|GOMEZ-CASANOVAS, NURIA - University Of Illinois|
|HUDIBURG, TARA - University Of Illinois|
|PARTON, WILLIAM - Colorado State University|
|DELUCIA, EVAN - University Of Illinois|
Submitted to: Global Change Biology
Publication Type: Peer Reviewed Journal
Publication Acceptance Date: 12/1/2015
Publication Date: 4/1/2016
Citation: Gomez-Casanovas, N., Hudiburg, T., Bernacchi, C.J., Parton, W., DeLucia, E. 2016. Nitrogen deposition and greenhouse gas emissions from grasslands: uncertainties and future directions. Global Change Biology. 22:1348-1360.
Interpretive Summary: Greenhouse gases, including carbon dioxide, methane, and nitrous oxide, are primarily responsible for increasing global temperatures. Grasslands play an important role in determining the concentration of greenhouse gases in the atmosphere. Changes in the rate of nitrogen, a fertilizer, addition to grasslands can influence the emissions of greenhouse gases. Many experiments have been conducted to determine the relationship between nitrogen deposition and greenhouse gas emissions, and we have compiled a large number of these studies and determined general patterns from these previous experiments. The vast majority of nitrogen additions in these experiments were higher than levels these ecosystems will experience in the future, and represented treatments well into the N saturation-decline stage. This means that the experimental treatments were too high, even for future conditions. The results of this work will help to identify realistic nitrogen addition rates, and will help to constrain estimates of future greenhouse gas emissions from grasslands.

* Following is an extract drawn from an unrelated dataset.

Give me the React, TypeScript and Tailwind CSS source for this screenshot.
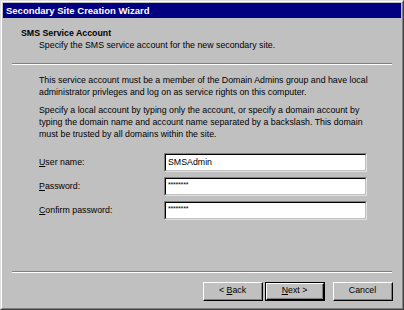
import React from "react";

const font = { fontFamily: '"Liberation Sans", Arial, sans-serif' };

function Field({ value, small }: { value: string; small?: boolean }) {
  return (
    <div className="w-[203px] h-[19px] bg-white border-t border-l border-t-[#808080] border-l-[#808080] border-b border-r border-b-[#dfdfdf] border-r-[#dfdfdf]">
      <div className="w-full h-full border-t border-l border-t-[#000000] border-l-[#000000] border-b border-r border-b-[#c0c0c0] border-r-[#c0c0c0] flex items-start pl-[2px] pt-[1px]">
        {small ? (
          <span className="text-[7px] leading-[9px] text-black tracking-[-0.2px]">********</span>
        ) : (
          <span className="text-[8.8px] leading-[13px] text-black">{value}</span>
        )}
      </div>
    </div>
  );
}

function Btn({ children, def }: { children: React.ReactNode; def?: boolean }) {
  const inner = (
    <div className="w-full h-full bg-[#c0c0c0] border-t border-l border-t-white border-l-white border-b border-r border-b-black border-r-black">
      <div className="w-full h-full border-b border-r border-b-[#808080] border-r-[#808080] flex items-center justify-center text-[8.8px] text-black whitespace-pre">
        {children}
      </div>
    </div>
  );
  return def ? (
    <div className="w-[60px] h-[19px] border border-black">{inner}</div>
  ) : (
    <div className="w-[60px] h-[19px]">{inner}</div>
  );
}

export default function App() {
  return (
    <div
      style={font}
      className="w-[404px] h-[310px] bg-[#c0c0c0] border-t border-l border-t-[#dfdfdf] border-l-[#dfdfdf] border-b border-r border-b-[#404040] border-r-[#404040] flex flex-col"
    >
      <div className="flex-1 flex flex-col border-t border-l border-t-white border-l-white border-b border-r border-b-[#808080] border-r-[#808080] p-[1px]">
        <div className="h-[15px] bg-[#000080] flex items-center pl-[3px]">
          <span className="text-white font-bold text-[9.5px] leading-[15px]">Secondary Site Creation Wizard</span>
        </div>
        <div className="pl-[18px] pt-[9px] text-black">
          <div className="font-bold text-[8.8px] leading-[12px]">SMS Service Account</div>
          <div className="pl-[18px] text-[8.8px] leading-[12px]">Specify the SMS service account for the new secondary site.</div>
        </div>
        <div className="mx-[9px] mt-[12px] border-t border-t-[#808080] border-b border-b-white" />
        <div className="pl-[36px] pt-[9px] pr-[16px] text-[8.8px] leading-[12px] text-black">
          <p>This service account must be a member of the Domain Admins group and have local<br />administrator privleges and log on as service rights on this computer.</p>
          <p className="mt-[6px]">Specify a local account by typing only the account, or specify a domain account by<br />typing the domain name and account name separated by a backslash. This domain<br />must be trusted by all domains within the site.</p>
        </div>
        <div className="pl-[36px] pt-[13px] flex flex-col gap-[5px] text-[8.8px] text-black">
          <div className="flex items-center">
            <span className="w-[125px]"><u>U</u>ser name:</span>
            <Field value="SMSAdmin" />
          </div>
          <div className="flex items-center">
            <span className="w-[125px]"><u>P</u>assword:</span>
            <Field value="" small />
          </div>
          <div className="flex items-center">
            <span className="w-[125px]"><u>C</u>onfirm password:</span>
            <Field value="" small />
          </div>
        </div>
        <div className="flex-1" />
        <div className="mx-[9px] border-t border-t-[#808080] border-b border-b-white" />
        <div className="flex justify-end pr-[8px] pt-[9px] pb-[6px]">
          <Btn>{"< "}<u>B</u>ack</Btn>
          <div className="w-[2px]" />
          <Btn def><u>N</u>ext{" >"}</Btn>
          <div className="w-[8px]" />
          <Btn>Cancel</Btn>
        </div>
      </div>
    </div>
  );
}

Technical Abstract: Increases in atmospheric nitrogen deposition (Ndep) can strongly affect the greenhouse gas (GHG; CO2, CH4 and N2O) sink capacity of terrestrial ecosystems. Grasslands play an important role in determining the concentration of GHGs in the atmosphere. Robust predictions of the net GHG sink strength of grasslands depend on how experimental N loads compare to projected Ndep rates, and how accurately the GHG-N dose-response relationship is characterized. We surveyed the available literature of GHG fluxes of grasslands and show that the vast majority of experimental nitrogen loads were higher than levels these ecosystems will experience in the future, and represented treatments well into the N saturation-decline stage. Using a process-based biogeochemical model, we predicted that at low levels Ndep enhanced or reduced the net GHG sink strength of most grasslands, but as it continued to increase, grasslands transitioned to a N saturation-decline stage in which the sensitivity of the sink or source strength to Ndep declined. Our results indicate that the responses of GHG fluxes to N are nonlinear and that the N saturation thresholds for GHGs varied greatly with grassland and with fire management. We showed that during the 21st century some grasslands will be at the N limitation stage whereas others will transition into the N saturation-decline stage. Our results suggest that linear approaches commonly employed for estimating global net GHG sink strength can either over- or underestimate predictions of the net GHG sink strength of grasslands depending on their N baseline status, and that next generation of global change experiments should be designed at multiple N loads consistent with future Ndep rates to improve our empirical understanding and predictive ability.